Some of the useful data sources I’ve looked at to understand the world around me better are listed below in no particular order:
-
The world bank provides a data catalog that is very versatile and searchable. Specifically, this URL is useful to download a particular data set and analyze it with R / Python.
The R package wbstats provides an interface to access the data.
-
Air quality life index measures how much longer we can live if we were to breathe clean air. The data here is fine-tuned to the regional level.
-
The national oceanic and atmospheric administration provides free access to archives of global historical weather and climate data.
-
The dataset is the World Health Organization’s principal health statistics repository. It contains statistics for more than 1000 indicators for 194 member states of the WHO.
-
The datasets by FiveThirtyEight range from sports to politics. Some of the data is well-curated as CSV files and ready to use. I specifically like their polling data and soccer data.
-
The UN Data brings a variety of data resources compiled by the UN. They cover a vast range of statistical themes from agriculture to trade grouped by country.
-
The happy planet index is another unique dataset which measures “sustainable wellbeing” by country. I was surprised to find that Costa Rica was 1st on the HPI.

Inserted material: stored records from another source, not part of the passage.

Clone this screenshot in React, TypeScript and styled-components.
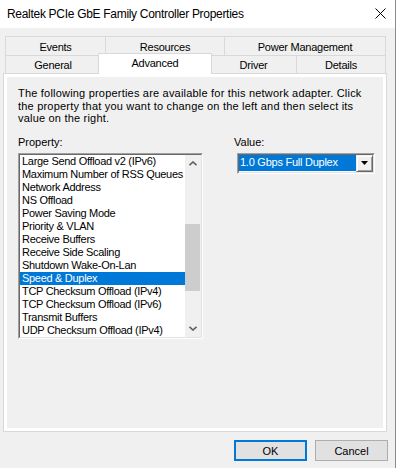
import React from 'react';
import styled, {createGlobalStyle} from 'styled-components';

const GlobalStyle = createGlobalStyle`
  html, body {
    margin: 0;
    padding: 0;
    background: #f0f0f0;
  }
  body {
    font-family: "Liberation Sans", Arial, sans-serif;
    font-size: 11px;
    color: #000;
  }
`

const Window = styled.div`
  width: 396px;
  height: 468px;
  box-sizing: border-box;
  border-right: 1px solid #8c8c8c;
  display: flex;
  flex-direction: column;
  background: #f0f0f0;
`

const TitleBar = styled.div`
  height: 27px;
  flex-shrink: 0;
  background: #fff;
  display: flex;
  align-items: center;
  justify-content: space-between;
  padding: 0 9px 1px 7px;
  font-size: 12px;
  letter-spacing: -0.3px;
`

const Body = styled.div`
  padding: 8px 8px 0 3px;
  display: flex;
  flex-direction: column;
`

const TabStrip = styled.div`
  padding-left: 2px;
  display: flex;
  flex-direction: column;
`

const TabRow = styled.div<{ $height: number }>`
  display: flex;
  align-items: flex-start;
  height: ${p => p.$height}px;
`

const Tab = styled.div<{ $width: number; $height: number; $selected?: boolean }>`
  box-sizing: border-box;
  width: ${p => p.$width}px;
  height: ${p => p.$height}px;
  border: 1px solid #d9d9d9;
  border-bottom: none;
  background: ${p => p.$selected ? '#fff' : '#f0f0f0'};
  display: flex;
  align-items: center;
  justify-content: center;
  padding-top: 1px;
  margin-left: -1px;
  letter-spacing: -0.25px;

  &:first-child {
    margin-left: 0;
  }

  ${p => p.$selected && `
    position: relative;
    z-index: 1;
    margin: -2px -1px -1px -3px;
    padding-top: 0;
    padding-bottom: 2px;
  `}
`

const Panel = styled.div`
  box-sizing: border-box;
  height: 359px;
  border: 1px solid #d9d9d9;
  box-shadow: inset 0 0 0 3px #fff;
  padding: 13px 0 0 14px;
  display: flex;
  flex-direction: column;
`

const Description = styled.p`
  margin: 0;
  line-height: 12.5px;
  letter-spacing: 0.2px;
`

const Fields = styled.div`
  display: flex;
  margin-top: 11px;
`

const Column = styled.div<{ $indent?: number }>`
  display: flex;
  flex-direction: column;
  margin-left: ${p => p.$indent || 0}px;
`

const Label = styled.div`
  line-height: 13px;
  margin-bottom: 4px;
`

const ListBox = styled.div`
  box-sizing: border-box;
  width: 185px;
  height: 186px;
  border: 1px solid;
  border-color: #a0a0a0 #fff #fff #a0a0a0;
  display: flex;
`

const ListFrame = styled.div`
  flex: 1;
  display: flex;
  border: 1px solid;
  border-color: #696969 #e3e3e3 #e3e3e3 #696969;
  background: #fff;
`

const Items = styled.div`
  flex: 1;
  display: flex;
  flex-direction: column;
  overflow: hidden;
`

const Item = styled.div<{ $selected?: boolean }>`
  height: 13px;
  line-height: 13px;
  padding-left: 2px;
  white-space: nowrap;
  letter-spacing: -0.3px;
  background: ${p => p.$selected ? '#0078d7' : 'transparent'};
  color: ${p => p.$selected ? '#fff' : '#000'};
`

const ScrollBar = styled.div`
  width: 16px;
  flex-shrink: 0;
  background: #f0f0f0;
  display: flex;
  flex-direction: column;
`

const ScrollArrow = styled.div`
  height: 17px;
  display: flex;
  align-items: center;
  justify-content: center;
`

const Track = styled.div`
  flex: 1;
`

const Thumb = styled.div`
  width: 15px;
  background: #cdcdcd;
`

const Combo = styled.div`
  box-sizing: border-box;
  margin-left: 3px;
  width: 138px;
  height: 21px;
  border: 1px solid;
  border-color: #a0a0a0 #fff #fff #a0a0a0;
  display: flex;
`

const ComboFrame = styled.div`
  flex: 1;
  display: flex;
  border: 1px solid;
  border-color: #696969 #e3e3e3 #e3e3e3 #696969;
  background: #fff;
`

const ComboValue = styled.div`
  flex: 1;
  margin-bottom: 1px;
  background: #0078d7;
  color: #fff;
  line-height: 15px;
  padding-left: 1px;
  white-space: nowrap;
  letter-spacing: -0.25px;
`

const DropButton = styled.div`
  box-sizing: border-box;
  width: 17px;
  background: #f0f0f0;
  border: 1px solid;
  border-color: #f0f0f0 #696969 #696969 #f0f0f0;
  box-shadow: inset 1px 1px 0 #fff, inset -1px -1px 0 #a0a0a0;
  display: flex;
  align-items: center;
  justify-content: center;
`

const ButtonRow = styled.div`
  display: flex;
  justify-content: flex-end;
  gap: 8px;
  margin-top: 8px;
  margin-right: -1px;
`

const Button = styled.button<{ $default?: boolean }>`
  box-sizing: border-box;
  width: 73px;
  height: 21px;
  padding: 0;
  font: inherit;
  font-size: 11px;
  color: #000;
  background: #e1e1e1;
  border: ${p => p.$default ? '2px solid #0078d7' : '1px solid #adadad'};
`

const properties = [
    'Large Send Offload v2 (IPv6)',
    'Maximum Number of RSS Queues',
    'Network Address',
    'NS Offload',
    'Power Saving Mode',
    'Priority & VLAN',
    'Receive Buffers',
    'Receive Side Scaling',
    'Shutdown Wake-On-Lan',
    'Speed & Duplex',
    'TCP Checksum Offload (IPv4)',
    'TCP Checksum Offload (IPv6)',
    'Transmit Buffers',
    'UDP Checksum Offload (IPv4)',
]

const Chevron = ({down}: { down?: boolean }) => (
    <svg width="8" height="5" viewBox="0 0 8 5">
        <polyline
            points={down ? '0.5,0.8 4,4 7.5,0.8' : '0.5,4.2 4,1 7.5,4.2'}
            fill="none"
            stroke="#606060"
            strokeWidth="1.6"/>
    </svg>
)

const App = () => {
    const selected = 'Speed & Duplex'
    const thumbTop = 52

    return (
        <>
            <GlobalStyle/>
            <Window>
                <TitleBar>
                    <span>Realtek PCIe GbE Family Controller Properties</span>
                    <svg width="11" height="11" viewBox="0 0 11 11">
                        <path d="M0.5 0.5 L10.5 10.5 M10.5 0.5 L0.5 10.5" stroke="#000" strokeWidth="1"/>
                    </svg>
                </TitleBar>
                <Body>
                    <TabStrip>
                        <TabRow $height={19}>
                            <Tab $width={101} $height={19}>Events</Tab>
                            <Tab $width={120} $height={19}>Resources</Tab>
                            <Tab $width={162} $height={19}>Power Management</Tab>
                        </TabRow>
                        <TabRow $height={18}>
                            <Tab $width={96} $height={18}>General</Tab>
                            <Tab $width={114} $height={21} $selected>Advanced</Tab>
                            <Tab $width={87} $height={18}>Driver</Tab>
                            <Tab $width={90} $height={18}>Details</Tab>
                        </TabRow>
                    </TabStrip>
                    <Panel>
                        <Description>
                            The following properties are available for this network adapter. Click<br/>
                            the property that you want to change on the left and then select its<br/>
                            value on the right.
                        </Description>
                        <Fields>
                            <Column>
                                <Label>Property:</Label>
                                <ListBox>
                                    <ListFrame>
                                        <Items>
                                            {properties.map(name => (
                                                <Item key={name} $selected={name === selected}>{name}</Item>
                                            ))}
                                        </Items>
                                        <ScrollBar>
                                            <ScrollArrow><Chevron/></ScrollArrow>
                                            <Track>
                                                <Thumb style={{marginTop: thumbTop, height: 67}}/>
                                            </Track>
                                            <ScrollArrow><Chevron down/></ScrollArrow>
                                        </ScrollBar>
                                    </ListFrame>
                                </ListBox>
                            </Column>
                            <Column $indent={31}>
                                <Label>Value:</Label>
                                <Combo>
                                    <ComboFrame>
                                        <ComboValue>1.0 Gbps Full Duplex</ComboValue>
                                        <DropButton>
                                            <svg width="7" height="4" viewBox="0 0 7 4">
                                                <path d="M0 0 H7 L3.5 4 Z" fill="#000"/>
                                            </svg>
                                        </DropButton>
                                    </ComboFrame>
                                </Combo>
                            </Column>
                        </Fields>
                    </Panel>
                    <ButtonRow>
                        <Button $default>OK</Button>
                        <Button>Cancel</Button>
                    </ButtonRow>
                </Body>
            </Window>
        </>
    )
}

export default App;
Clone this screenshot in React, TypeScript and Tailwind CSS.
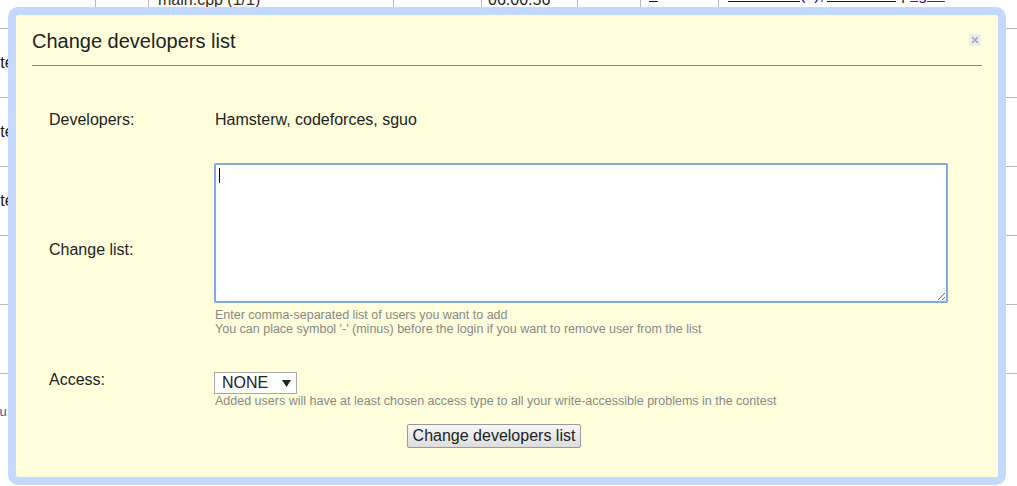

Soccer Power Index(SPI) - FiveThirtyEight
The FiveThirtyEight SPI is powered mainly by the R package, engsoccerdata. The SPI informs the world of soccer with predictions and is used by many platforms like ESPN.
-
The “living while black” dataset was collected by Baratunde Thurston. He talks about this topic in a fantastic TED talk and I encourage everyone to visit, https://www.baratunde.com/livingwhileblack. This is a very unique dataset.
-
The Gapminder dataset accompanies the fantastic book Factfulness. The goal of the gapminder dataset and the book is to provide a more fact-based view of the world. The overdramatized picture, as shown on media, does not particularly help our world view.